Ahimsa dapat diterapkan sebagai prinsip yang paling efektif dalam tindakan sosial, karena prinsip ini selaras dengan kebenaran sifat alami manusia serta memenuhi keinginan bawaan manusia akan perdamaian, keadilan, ketertiban, kebebasan, dan martabat pribadi. Sebaliknya, kekerasan (himsa) merendahkan dan merusak nilai kemanusiaan. Menghadapi kekerasan dengan tindakan serupa atau kebencian hanya akan memperparah kemerosotan manusia secara bertahap. Sebagai lawannya, nirkekerasan mampu menyembuhkan dan memulihkan sifat alami manusia, sekaligus menyediakan cara untuk menciptakan ketertiban dan keadilan sosial yang lebih baik.
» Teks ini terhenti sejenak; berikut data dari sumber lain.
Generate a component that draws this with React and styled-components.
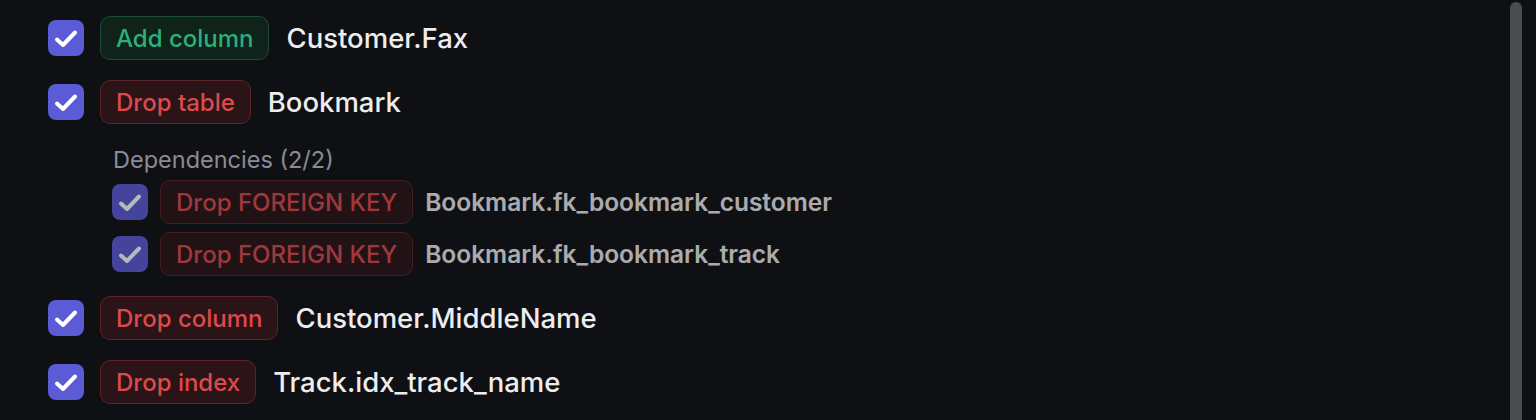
import React from 'react';
import styled, { createGlobalStyle, css } from 'styled-components';

const GlobalStyle = createGlobalStyle`
  html, body {
    margin: 0;
    padding: 0;
    background: #0f1014;
  }
  body {
    font-family: Inter, "Noto Sans", "Liberation Sans", sans-serif;
    color: #ededef;
    -webkit-font-smoothing: antialiased;
  }
`;

const Page = styled.div`
  position: relative;
  height: 420px;
  overflow: hidden;
  background: #0f1014;
`;

const ScrollThumb = styled.div`
  position: absolute;
  top: 2px;
  right: 14px;
  width: 12px;
  height: 430px;
  border-radius: 6px;
  background: #4a4b50;
`;

const List = styled.ul`
  list-style: none;
  margin: 0;
  padding: 16px 0 24px 48px;
  display: flex;
  flex-direction: column;
  gap: 20px;
`;

const Item = styled.li`
  display: flex;
  flex-direction: column;
`;

const Row = styled.div`
  display: flex;
  align-items: center;
  gap: ${(p) => (p.$nested ? '12px' : '16px')};
  height: 44px;
  ${(p) =>
    p.$nested &&
    css`
      opacity: 0.7;
    `}
`;

const Box = styled.span`
  width: 36px;
  height: 36px;
  border-radius: 8px;
  background: #5b5bd6;
  display: flex;
  align-items: center;
  justify-content: center;
  flex-shrink: 0;
`;

const tones = {
  add: css`
    color: #2bb07a;
    background: #0f231a;
    border-color: #1e4b37;
  `,
  drop: css`
    color: #dd4a4c;
    background: #2a1417;
    border-color: #5c2428;
  `,
};

const Badge = styled.span`
  box-sizing: border-box;
  height: 44px;
  display: inline-flex;
  align-items: center;
  padding: 0 15px;
  border: 1.5px solid;
  border-radius: 10px;
  font-size: 24px;
  font-weight: 500;
  ${(p) => tones[p.$tone]}
`;

const Name = styled.span`
  font-size: ${(p) => (p.$nested ? '24.5px' : '27.5px')};
  font-weight: ${(p) => (p.$nested ? 600 : 500)};
  color: #ededef;
  margin-left: ${(p) => (p.$nested ? '0' : '1px')};
`;

const Deps = styled.div`
  display: flex;
  flex-direction: column;
  gap: 8px;
  margin-top: 21px;
  padding-left: 64px;
`;

const DepsTitle = styled.div`
  font-size: 23.5px;
  line-height: 24px;
  padding-top: 3px;
  color: #8a8c96;
  margin-left: 1px;
`;

function Check() {
  return (
    <svg width="36" height="36" viewBox="0 0 36 36" fill="none">
      <path
        d="M9 19.5 L15 25 L27 12.5"
        stroke="#fff"
        strokeWidth="4"
        strokeLinecap="round"
        strokeLinejoin="round"
      />
    </svg>
  );
}

function Change({ tone, action, name, nested }) {
  return (
    <Row $nested={nested}>
      <Box>
        <Check />
      </Box>
      <Badge $tone={tone}>{action}</Badge>
      <Name $nested={nested}>{name}</Name>
    </Row>
  );
}

const changes = [
  { tone: 'add', action: 'Add column', name: 'Customer.Fax' },
  {
    tone: 'drop',
    action: 'Drop table',
    name: 'Bookmark',
    deps: [
      { tone: 'drop', action: 'Drop FOREIGN KEY', name: 'Bookmark.fk_bookmark_customer' },
      { tone: 'drop', action: 'Drop FOREIGN KEY', name: 'Bookmark.fk_bookmark_track' },
    ],
  },
  { tone: 'drop', action: 'Drop column', name: 'Customer.MiddleName' },
  { tone: 'drop', action: 'Drop index', name: 'Track.idx_track_name' },
];

export default function App() {
  return (
    <Page>
      <GlobalStyle />
      <List>
        {changes.map((c) => (
          <Item key={c.name}>
            <Change {...c} />
            {c.deps && (
              <Deps>
                <DepsTitle>
                  Dependencies ({c.deps.length}/{c.deps.length})
                </DepsTitle>
                {c.deps.map((d) => (
                  <Change key={d.name} {...d} nested />
                ))}
              </Deps>
            )}
          </Item>
        ))}
      </List>
      <ScrollThumb />
    </Page>
  );
}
Ahimsa bukanlah sebuah strategi untuk merebut kekuasaan, melainkan sebuah cara untuk membangun hubungan baru yang memungkinkan peralihan kekuasaan secara damai. Proses ini dilakukan secara sukarela oleh semua pihak, karena adanya pengakuan bersama atas keadilan dan hak-hak yang melekat.
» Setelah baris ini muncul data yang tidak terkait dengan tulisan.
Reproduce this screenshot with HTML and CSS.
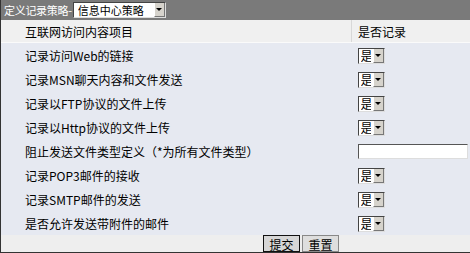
FILE: index.html
```html
<!DOCTYPE html>
<html lang="zh-CN">
<head>
  <meta charset="UTF-8" />
  <title>定义记录策略</title>
  <link rel="stylesheet" href="styles.css">
</head>
<body>

<div class="panel">

  <!-- 标题栏 -->
  <div class="titlebar">
    <span class="title">定义记录策略-</span>
    <span class="combo combo-wide">
      <select><option>信息中心策略</option></select>
      <span class="arrow"></span>
    </span>
  </div>

  <table class="rules">
    <tr class="head">
      <td class="item">互联网访问内容项目</td>
      <td class="opt">是否记录</td>
    </tr>
    <tr>
      <td class="item">记录访问Web的链接</td>
      <td class="opt"><span class="combo"><select><option>是</option><option>否</option></select><span class="arrow"></span></span></td>
    </tr>
    <tr>
      <td class="item">记录MSN聊天内容和文件发送</td>
      <td class="opt"><span class="combo"><select><option>是</option><option>否</option></select><span class="arrow"></span></span></td>
    </tr>
    <tr>
      <td class="item">记录以FTP协议的文件上传</td>
      <td class="opt"><span class="combo"><select><option>是</option><option>否</option></select><span class="arrow"></span></span></td>
    </tr>
    <tr>
      <td class="item">记录以Http协议的文件上传</td>
      <td class="opt"><span class="combo"><select><option>是</option><option>否</option></select><span class="arrow"></span></span></td>
    </tr>
    <tr>
      <td class="item">阻止发送文件类型定义（*为所有文件类型）</td>
      <td class="opt"><input type="text" class="types" /></td>
    </tr>
    <tr>
      <td class="item">记录POP3邮件的接收</td>
      <td class="opt"><span class="combo"><select><option>是</option><option>否</option></select><span class="arrow"></span></span></td>
    </tr>
    <tr>
      <td class="item">记录SMTP邮件的发送</td>
      <td class="opt"><span class="combo"><select><option>是</option><option>否</option></select><span class="arrow"></span></span></td>
    </tr>
    <tr>
      <td class="item">是否允许发送带附件的邮件</td>
      <td class="opt"><span class="combo"><select><option>是</option><option>否</option></select><span class="arrow"></span></span></td>
    </tr>
  </table>

  <div class="actions">
    <button class="active">提交</button>
    <button>重置</button>
  </div>

</div>

</body>
</html>
```

FILE: styles.css
```css
body {
  margin: 0;
  font-family: "Noto Sans CJK SC", "Liberation Sans", sans-serif;
  font-size: 12px;
  color: #000;
  background: #fff;
}
.panel {
  width: 470px;
  height: 253px;
  box-sizing: border-box;
  border-left: 1px solid #333;
  border-bottom: 1px solid #333;
  background: #eeeeee;
  display: flex;
  flex-direction: column;
}
.titlebar {
  height: 21px;
  background: #7a7a7a;
  display: flex;
  align-items: center;
  padding-left: 3px;
}
.title {
  color: #fff;
  font-size: 11px;
  letter-spacing: -0.3px;
  margin-right: 1px;
}
.combo {
  display: inline-flex;
  align-items: stretch;
  height: 16px;
  box-sizing: border-box;
  border: 1px solid #444;
  border-right-color: #ddd;
  border-bottom-color: #ddd;
  background: #fff;
  vertical-align: middle;
}
.combo select {
  appearance: none;
  -webkit-appearance: none;
  border: none;
  background: transparent;
  font: inherit;
  font-size: 12px;
  line-height: 14px;
  padding: 0 2px;
  margin: 0;
  width: 14px;
  height: 14px;
  outline: none;
}
.combo-wide select {
  width: 80px;
  font-size: 11px;
  padding-left: 4px;
}
.arrow {
  width: 11px;
  background: #d6d3cc;
  border-left: 1px solid #fff;
  border-right: 1px solid #777;
  border-bottom: 1px solid #777;
  box-sizing: border-box;
  display: flex;
  align-items: center;
  justify-content: center;
}
.arrow::after {
  content: "";
  border-left: 3px solid transparent;
  border-right: 3px solid transparent;
  border-top: 3px solid #000;
}
.rules {
  width: 100%;
  border-collapse: collapse;
  background: #e6e9f1;
}
.rules td {
  height: 24px;
  padding: 0;
  vertical-align: middle;
}
.rules .item {
  width: 326px;
  padding-left: 24px;
}
.rules .opt {
  padding-left: 6px;
}
.rules .head {
  background: #f0f0f0;
}
.rules .head td {
  height: 22px;
  border-bottom: 1px solid #fafafa;
}
.rules .head .item {
  border-right: 1px solid #d8d8d8;
}
.types {
  width: 110px;
  height: 15px;
  box-sizing: border-box;
  border: 1px solid #555;
  border-right-color: #ddd;
  border-bottom-color: #ddd;
  padding: 0;
  margin: 0;
  display: block;
}
.actions {
  flex: 1;
  display: flex;
  align-items: center;
  padding-left: 262px;
  gap: 2px;
}
.actions button {
  font: inherit;
  font-size: 12px;
  height: 17px;
  width: 37px;
  padding: 0;
  background: #dedede;
  border: 1px solid #888;
  color: #000;
}
.actions button.active {
  border-color: #111;
  background: #d6d6d6;
}
```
Gandhi berpendapat bahwa ekonomi yang didasarkan pada semangat mengumpulkan dan mencari hal-hal yang bersifat material, serta terus mendorong terciptanya kebutuhan dan keinginan baru, justru menjauhkan manusia dari kebahagiaan, kepuasan, dan kedamaian. Pandangan ini didasari oleh dua alasan.
Pertama, memperbanyak kebutuhan dan keinginan bukanlah cara manusia untuk mencapai kebahagiaan sejati. Jika manusia hanya terpaku pada pemenuhan keinginannya, ia akan menjadi budak dari hasratnya sendiri. Hasrat tersebut tidak akan pernah berhenti meminta untuk dipenuhi, sehingga manusia tidak akan pernah mencapai kepuasan dan kebahagiaan yang sesungguhnya.
Kedua, keinginan yang terus-menerus muncul dan mendesak untuk segera dipenuhi tidaklah membawa manusia kepada kemajuan. Sebaliknya, hal tersebut cenderung membawa manusia pada kesenangan yang bersifat fisik semata. Keinginan untuk memuaskan hal-hal yang bersifat fisik menjadi penghambat bagi pengabdian sosial.
Konsep Ahimsa yang diajarkan oleh Mahatma Gandhi mengajak setiap individu untuk mengasihi semua makhluk hidup. Secara negatif, ahimsa diartikan sebagai upaya untuk menghindari tindakan yang dapat melukai atau membunuh apapun yang ada di bumi, baik dalam kata-kata, pikiran, maupun perbuatan. Dengan demikian, ahimsa bukan hanya sekadar tidak melukai makhluk hidup, yang terkesan pasif, tetapi lebih kepada usaha untuk berbuat baik kepada semua ciptaan tanpa kekerasan atau perlawanan. Ahimsa adalah ekspresi dari kasih sayang yang mendalam, bahkan terhadap pelaku kejahatan. Secara positif, ahimsa adalah bentuk cinta yang paling mulia. Konsep ini muncul sebagai respons terhadap penindasan dan diskriminasi yang dialami oleh rakyat India yang tidak mendapat hak untuk hidup dengan martabat, kebebasan, dan perlindungan hukum. Menyaksikan kenyataan ini, Gandhi menyadari bahwa penderitaan bukanlah suatu kelemahan, melainkan sebuah kekuatan yang efektif untuk memperjuangkan perubahan melalui jalan tanpa kekerasan.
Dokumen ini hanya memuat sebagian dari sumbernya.